長引く避難、関連死リスクも=能登大雨、28日で1週間

能登半島北部を襲った記録的大雨は、気象庁が大雨特別警報を出してから28日で1週間となった。石川県では輪島、珠洲両市を中心に土砂崩れや河川氾濫が相次ぎ、11人が死亡。27日現在で27カ所456人が避難を続けており、劣悪な衛生環境や心身の疲弊による災害関連死のリスクも懸念されている。
輪島市ふれあい健康センターには、27日時点で約30人が避難している。ベッドはなく、避難者のスペースを確保する仕切りもない。センター職員の山下敦司さん(48)は「床に付いた土を掃除しても、泥が付いた靴で出入りするのできれいにならない」と対応に苦慮する。
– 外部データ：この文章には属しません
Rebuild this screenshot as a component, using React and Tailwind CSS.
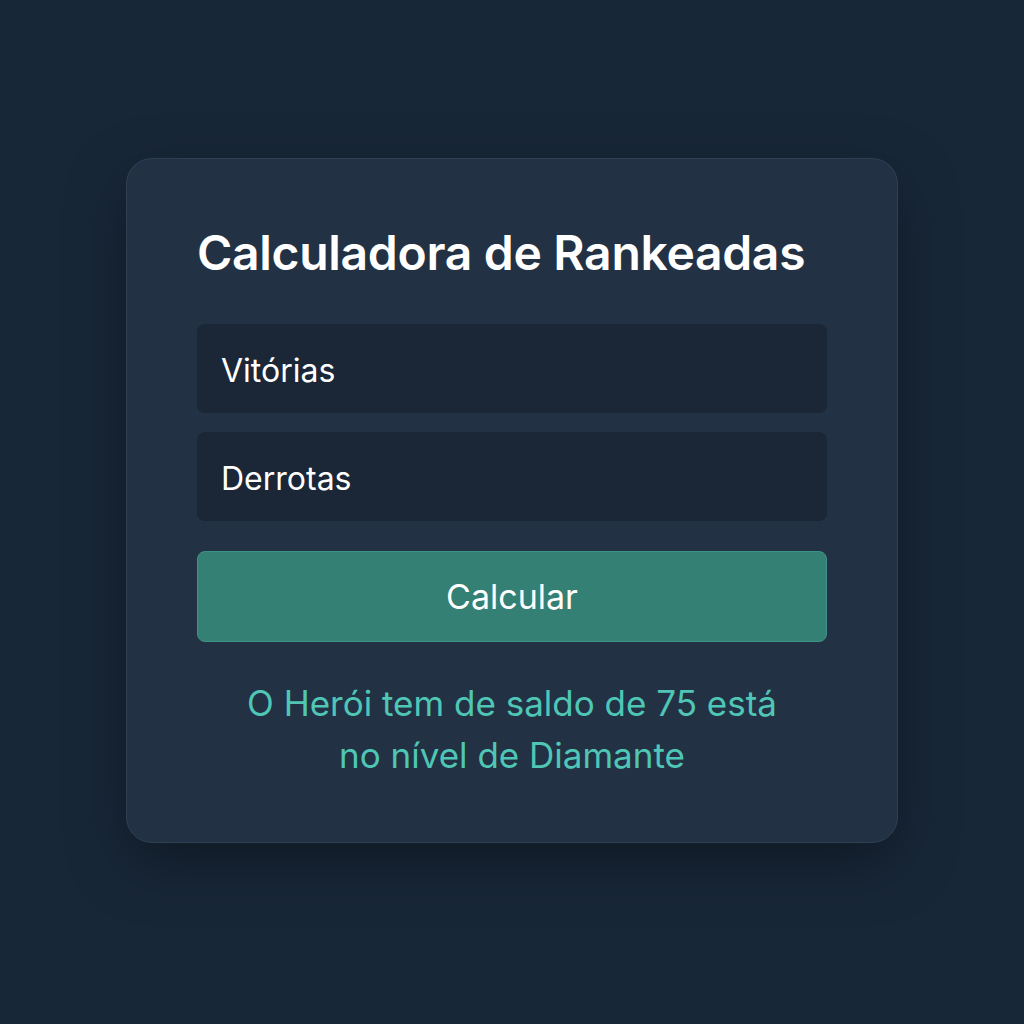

市内の仮設住宅に住んでいた警備員の女性(58)も近くの避難所に身を寄せた。店が営業していないため、長靴など必要な物資が手に入らず「今の生活には不安しかない」と訴える。
地震に続く二重の災害で、精神面のケアも課題だ。避難所の運営支援を行うピースボート災害支援センターの遠藤聡さんは「心が折れ、諦めてしまうことが多くなり、精神的に追い込まれる。基礎疾患の悪化にもつながる」と語る。衛生面でも、土足禁止エリアの設定や感染症対策が必要と話した。
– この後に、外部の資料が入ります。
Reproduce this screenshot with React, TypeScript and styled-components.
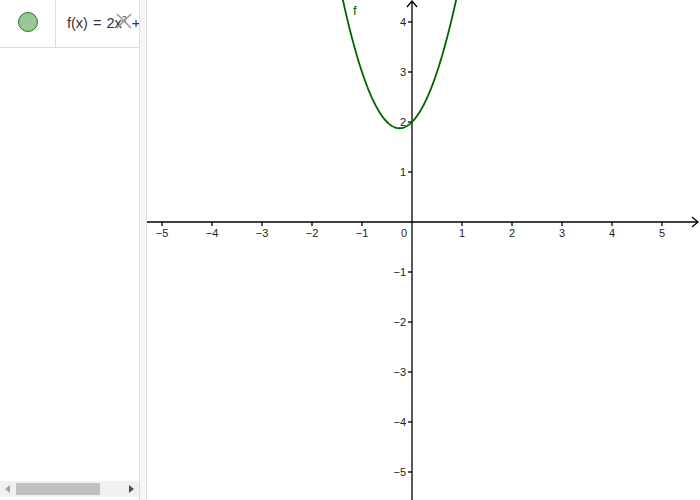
import styled, { createGlobalStyle } from "styled-components";

const GlobalStyle = createGlobalStyle`
  html, body {
    margin: 0;
    padding: 0;
    background: #ffffff;
    font-family: "Liberation Sans", Arial, sans-serif;
    overflow: hidden;
  }
`;

const UNIT = 50;
const OX = 265;
const OY = 222;
const W = 553;
const H = 500;

const f = (x: number) => 2 * x * x + x + 2;

function curvePath() {
  const pts: string[] = [];
  for (let px = 180; px <= 320; px += 0.5) {
    const x = (px - OX) / UNIT;
    const py = OY - f(x) * UNIT;
    if (py < -20) continue;
    pts.push(`${pts.length === 0 ? "M" : "L"}${px.toFixed(2)},${py.toFixed(2)}`);
  }
  return pts.join(" ");
}

export default function App() {
  return (
    <>
      <GlobalStyle />
      <Page>
        <AlgebraPanel>
          <Row>
            <Marker>
              <Dot />
            </Marker>
            <Formula>
              f(x) = 2x<sup>2</sup> + x + 2
              <CloseIcon viewBox="0 0 20 20">
                <path d="M3 3 L17 17 M17 3 L3 17" />
              </CloseIcon>
            </Formula>
          </Row>
          <Spacer />
          <HScroll>
            <Arrow $dir="left" />
            <Thumb />
            <Arrow $dir="right" />
          </HScroll>
        </AlgebraPanel>
        <Divider />
        <Graphics>
          <Graph />
        </Graphics>
      </Page>
    </>
  );
}

const Graph = () => {
  const xs = [-5, -4, -3, -2, -1, 1, 2, 3, 4, 5];
  const ys = [-5, -4, -3, -2, -1, 1, 2, 3, 4];
  return (
    <svg width={W} height={H} viewBox={`0 0 ${W} ${H}`}>
      <g stroke="#000" strokeWidth={1.3} fill="none">
        <line x1={0} y1={OY} x2={W - 2} y2={OY} />
        <line x1={OX} y1={H} x2={OX} y2={1} />
        <path d={`M${W - 8},${OY - 5} L${W - 2},${OY} L${W - 8},${OY + 5}`} />
        <path d={`M${OX - 5},${7} L${OX},${1} L${OX + 5},${7}`} />
        {xs.map((v) => (
          <line key={"xt" + v} x1={OX + v * UNIT} y1={OY} x2={OX + v * UNIT} y2={OY + 4} />
        ))}
        {ys.map((v) => (
          <line key={"yt" + v} x1={OX - 4} y1={OY - v * UNIT} x2={OX} y2={OY - v * UNIT} />
        ))}
      </g>
      <g fill="#222" fontFamily="Liberation Sans, Arial, sans-serif" fontSize={11}>
        {xs.map((v) => (
          <text key={"xl" + v} x={OX + v * UNIT} y={OY + 15} textAnchor="middle">
            {v < 0 ? "\u2212" + Math.abs(v) : v}
          </text>
        ))}
        {ys.map((v) => (
          <text key={"yl" + v} x={OX - 6} y={OY - v * UNIT + 4} textAnchor="end">
            {v < 0 ? "\u2212" + Math.abs(v) : v}
          </text>
        ))}
        <text x={OX - 5} y={OY + 15} textAnchor="end">0</text>
      </g>
      <path d={curvePath()} stroke="#006400" strokeWidth={1.8} fill="none" />
      <text x={206} y={15} fill="#006400" fontFamily="Liberation Sans, Arial, sans-serif" fontSize={13}>
        f
      </text>
    </svg>
  );
};

const Page = styled.div`
  display: flex;
  width: 700px;
  height: 500px;
  overflow: hidden;
`;

const AlgebraPanel = styled.div`
  width: 139px;
  display: flex;
  flex-direction: column;
  border-right: 1px solid #dcdcdc;
  background: #fff;
`;

const Row = styled.div`
  display: flex;
  height: 47px;
  border-bottom: 1px solid #dcdcdc;
`;

const Marker = styled.div`
  width: 56px;
  border-right: 1px solid #dcdcdc;
  display: flex;
  align-items: center;
  justify-content: center;
  padding-bottom: 4px;
  box-sizing: border-box;
`;

const Dot = styled.div`
  width: 18px;
  height: 18px;
  border-radius: 50%;
  background: #99c799;
  border: 1px solid #1f7a1f;
`;

const Formula = styled.div`
  position: relative;
  flex: 1;
  overflow: hidden;
  white-space: nowrap;
  font-size: 14.5px;
  word-spacing: 1px;
  color: #333;
  padding: 14px 0 0 11px;
  sup {
    font-size: 9px;
  }
`;

const CloseIcon = styled.svg`
  position: absolute;
  left: 58px;
  top: 11px;
  width: 20px;
  height: 20px;
  stroke: #9a9a9a;
  stroke-width: 1.6;
  fill: none;
`;

const Spacer = styled.div`
  flex: 1;
`;

const HScroll = styled.div`
  height: 16px;
  margin-bottom: 3px;
  background: #f1f1f1;
  display: flex;
  align-items: center;
  padding: 0 5px;
  gap: 6px;
`;

const Thumb = styled.div`
  width: 84px;
  height: 12px;
  background: #c1c1c1;
  margin-right: auto;
`;

const Arrow = styled.div<{ $dir: "left" | "right" }>`
  width: 0;
  height: 0;
  border-top: 4px solid transparent;
  border-bottom: 4px solid transparent;
  ${(p) =>
    p.$dir === "left"
      ? "border-right: 5px solid #a3a3a3;"
      : "border-left: 5px solid #505050;"}
`;

const Divider = styled.div`
  width: 6px;
  background: #f6f6f6;
  border-right: 1px solid #dcdcdc;
`;

const Graphics = styled.div`
  flex: 1;
  background: #fff;
  svg {
    display: block;
  }
`;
災害関連死を防ぐため、石川県は希望者に対して来週にもホテル・旅館への2次避難を開始する。
輪島、珠洲両市などで観測史上最大雨量を記録した大雨では27の河川が氾濫。県によると、27日現在で道路寸断による孤立集落はほぼ解消された。一方、輪島市を中心に約4250戸で断水が続き、停電は約880戸に上る。
輪島市を流れる塚田川流域では女子中学生(14)ら2人と連絡が取れておらず、消防などが27日も約480人態勢で捜索を続けた。